In other words, I’m willing to grant that this is a pretty small bug, like a single ant. But ants aren’t exactly solitary creatues; the sighting of one ant might prompt us to follow the trail to other ants. Nests of ants.
One nesting place for ants and other bugs is the assumption that testing can be reduced to automated output checks.
In this specific case, you could write an automated check for the correct text, but before you did so, you’d need to evaluate whether the original text was correct or not. And if the original text were already correct, why would you bother creating a check for it?
In reply, you could raise the question, “What about regression risk? What if the company suddenly started offering free delivery for orders over, say, $49? Then an automated check would be worthwhile, wouldn’t it?”
To that, I would offer the same reply as above. If the entire string were to change, and you wanted to check the change, you’d probably start by determining whether the revision is correct, reasonable, and appropriate, and then write the check. Yet again, if the revision were correct, why would you bother checking it? Why not just look at the page that contains the check? What else would you check for?
Here’s something you might check for: maybe the text is constant string, and only the dollar amount is a variable. That is, the amount could change without the preceding text changing. In that case, if the original text was fine, and the variable changes appropriately, the check will correctly suggest “no problem”. But if the original text were erroneous, and the variable changes appropriately, the check will falsely suggest “no problem”. The check won’t notice the missing word.
Automated checking can be wonderful for checking whether an output we observe today is consistent with an output we observed yesterday. Scripts can be powerful tools for checking whether these inputs produce those outputs, based on a comparison between this function in our check code and that function in our production code. Checks can be especially powerful when we diversify these inputs to produce lots of different instances of those outputs, which we can evaluate by using a parallel algorithm, a “comparable product” oracle.

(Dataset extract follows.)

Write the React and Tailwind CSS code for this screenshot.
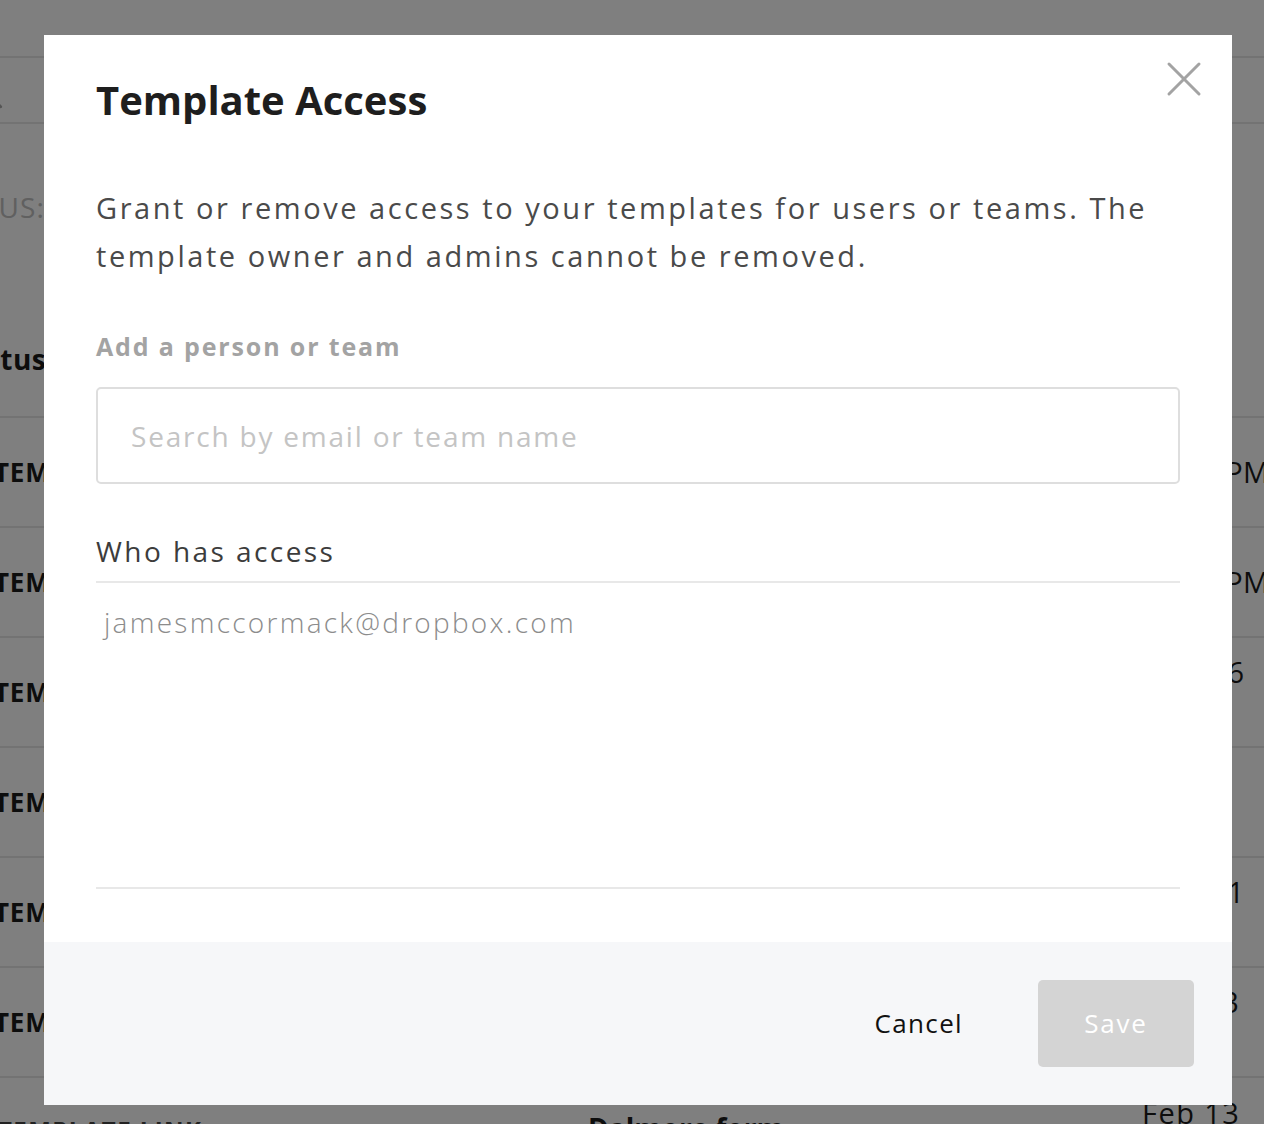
import React from 'react';
import { Search } from 'lucide-react';

// rows of the templates table sitting behind the dialog
const rows = [
  { name: 'TEMPLATE', date: '10:45 PM', time: true },
  { name: 'TEMPLATE', date: '10:12 PM', time: true },
  { name: 'TEMPLATE', date: 'Mar 16', sub: '2018' },
  { name: 'TEMPLATE', date: 'Feb 9', sub: '2018' },
  { name: 'TEMPLATE', date: 'Mar 11', sub: '2018' },
  { name: 'TEMPLATE', date: 'Feb 13', sub: '2018' },
];

const CloseIcon = () => (
  <svg width="36" height="36" viewBox="0 0 36 36" fill="none" stroke="#a3a3a3" strokeWidth="3" strokeLinecap="round">
    <line x1="3" y1="3" x2="33" y2="33" />
    <line x1="33" y1="3" x2="3" y2="33" />
  </svg>
);

const App = () => {
  return (
    <div className="relative h-[1124px] w-full overflow-hidden bg-white font-['Open_Sans',sans-serif] text-[#1a1a1a]">
      {/* Page behind the modal */}
      <div className="pt-[56px]">
        <div className="flex h-[68px] items-center border-y-2 border-[#e6e6e6]">
          <Search className="-ml-[22px] mt-[14px] h-[26px] w-[26px] text-[#aaa]" strokeWidth={2.5} />
        </div>
        <div className="-ml-[70px] mt-[67px] text-[28px] leading-[32px] tracking-[0.04em] text-[#c0c0c0]">
          STATUS:
        </div>
        <div className="mt-[79px] flex h-[116px] items-center border-b-2 border-[#e6e6e6]">
          <span className="-ml-[46px] text-[28px] font-bold tracking-[0.02em]">Status</span>
        </div>
        {rows.map((r, i) => (
          <div key={i} className="flex h-[110px] items-center border-b-2 border-[#e6e6e6]">
            <div className="-ml-[6px] w-[594px] shrink-0 text-[26px] font-bold tracking-[0.03em]">{r.name}</div>
            <div className="w-[554px] shrink-0 text-[26px]">Template</div>
            <div
              className={
                r.time
                  ? 'whitespace-nowrap text-[29px] leading-[32px] tracking-[0.01em]'
                  : 'flex flex-col gap-[8px] whitespace-nowrap text-[29px] leading-[32px] tracking-[0.05em]'
              }
            >
              <span>{r.date}</span>
              {r.sub && <span className="text-[#999]">{r.sub}</span>}
            </div>
          </div>
        ))}
        <div className="flex h-[110px] items-start">
          <div className="-ml-[2px] w-[590px] shrink-0 pt-[36px] text-[24px] font-bold leading-[32px] tracking-[0.06em] text-[#444]">
            TEMPLATE LINK
          </div>
          <div className="w-[554px] shrink-0 pt-[34px] text-[28px] font-bold leading-[32px]">Dalmore form</div>
          <div className="flex flex-col gap-[8px] whitespace-nowrap pt-[19px] text-[29px] leading-[32px] tracking-[0.05em]">
            <span>Feb 13</span>
            <span className="text-[#999]">2018</span>
          </div>
        </div>
      </div>

      {/* Dim overlay */}
      <div className="absolute inset-0 bg-black/50" />

      {/* Template Access dialog */}
      <div className="absolute left-[44px] top-[35px] flex h-[1070px] w-[1188px] flex-col bg-white">
        <button className="absolute right-[30px] top-[26px]">
          <CloseIcon />
        </button>

        <div className="flex-1 px-[52px] pt-[41px]">
          <h2 className="text-[40px] font-bold leading-[48px] text-[#1e1e1e]">Template Access</h2>

          <p className="mt-[60px] text-[29px] leading-[48px] tracking-[0.088em] text-[#4a4a4a]">
            Grant or remove access to your templates for users or teams. The
            <br />
            template owner and admins cannot be removed.
          </p>

          <div className="mt-[50px] text-[25px] font-bold leading-[32px] tracking-[0.074em] text-[#a3a3a3]">
            Add a person or team
          </div>

          <input
            className="mt-[25px] h-[97px] w-full rounded-[5px] border-2 border-[#dedede] px-[33px] text-[28px] tracking-[0.064em] text-[#333] outline-none placeholder:text-[#c4c4c4]"
            placeholder="Search by email or team name"
          />

          <div className="mt-[51px] border-b-2 border-[#e8e8e8] pb-[14px] text-[28px] leading-[32px] tracking-[0.087em] text-[#3c3c3c]">
            Who has access
          </div>

          <div className="h-[306px] border-b-2 border-[#e8e8e8] pt-[23px]">
            <div className="pl-[8px] text-[28px] font-light leading-[32px] tracking-[0.081em] text-[#8c8c8c]">
              jamesmccormack@dropbox.com
            </div>
          </div>
        </div>

        <div className="flex h-[163px] items-center justify-end gap-[75px] bg-[#f6f7f9] pr-[38px]">
          <button className="text-[26px] tracking-[0.052em] text-[#111]">Cancel</button>
          <button className="h-[87px] w-[156px] rounded-[5px] bg-[#d4d4d4] text-[26px] tracking-[0.07em] text-white">
            Save
          </button>
        </div>
      </div>
    </div>
  );
};

export default App;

The cool thing about automated checks is that they can quickly flag certain inconsistencies between this and that. They don’t tell us whether that inconsistency represents a problem in the product, in the check, or in the environment, or in our conceptions or assumptions. That’s fine; we accept that. We can’t presume that machinery understands our intentions. The decision as to whether there’s a problem or not is a human, cognitive, social judgment; a heuristic evaluation, not an algorithmic one,
Of course, in the case of the missing word “orders”, we don’t know whether there has even been a single automated check applied to the site that the screen shot comes from. But we have a sliver of evidence that some heuristic evaluation have missed something, or might not have happened at all. Either way, we could feed that observation back into an evaluation of how this product was developed and tested, and learn from that.
By reviewing and reflecting on the bug, we might consider: if the dollar value in string is hard-coded, we might want to make it dynamic, such that the dollar amount for the free shipping offer can be set in a table that can be revised and reviewed easily — and be consistent everywhere it appears. The same with the string itself, giving us the opportunity to expand or contract the area to which the promotion applies.
And yet if we did that, it would probably be a good idea to eyeball the dialog every now and then to avoid the risk that the string spills or wraps or truncates inappropriately. Maybe tools could help with that by collecting piles of screenshots that we could peruse without having to operate the product ourselves, but the judgement on whether it looks good still resides with a human.
That’s why it’s important to reject the notion that testing can be automated. It’s just as important to reject the idea that there’s a kind of testing that can be described clearly as “manual”, since that term is ambiguous, unhelpful, and problematic. It’s all testing.
Some tasks within testing—algorithmic, mechanizable tasks—are straightforwardly mediated and supported by tools. The downside of automated checks is that the time we spend on their development and maintenance always displaces some time that we could spend on direction interaction with and observation of the product, where we could consciously recognize problems … like missing words.
The upside is that automating a check accelerates our capacity to feed input to the program, to gather specific output, and to compare the output to some presumably desirable bit or string.
That’s not all there is to the test, though. The test really happens when we perform an evaluation of the observations we’ve collected and assess whether the product we’ve got is the product we want. From that, we might learn things about the project environment, and the development model. We might also consider whether the testing we’re doing is the testing we want—or need—to do; whether it’s excessive, or insufficent, or just right.
To do that well, it’s a good idea to take a moment to pause briefly, study every bug, and learn from each one.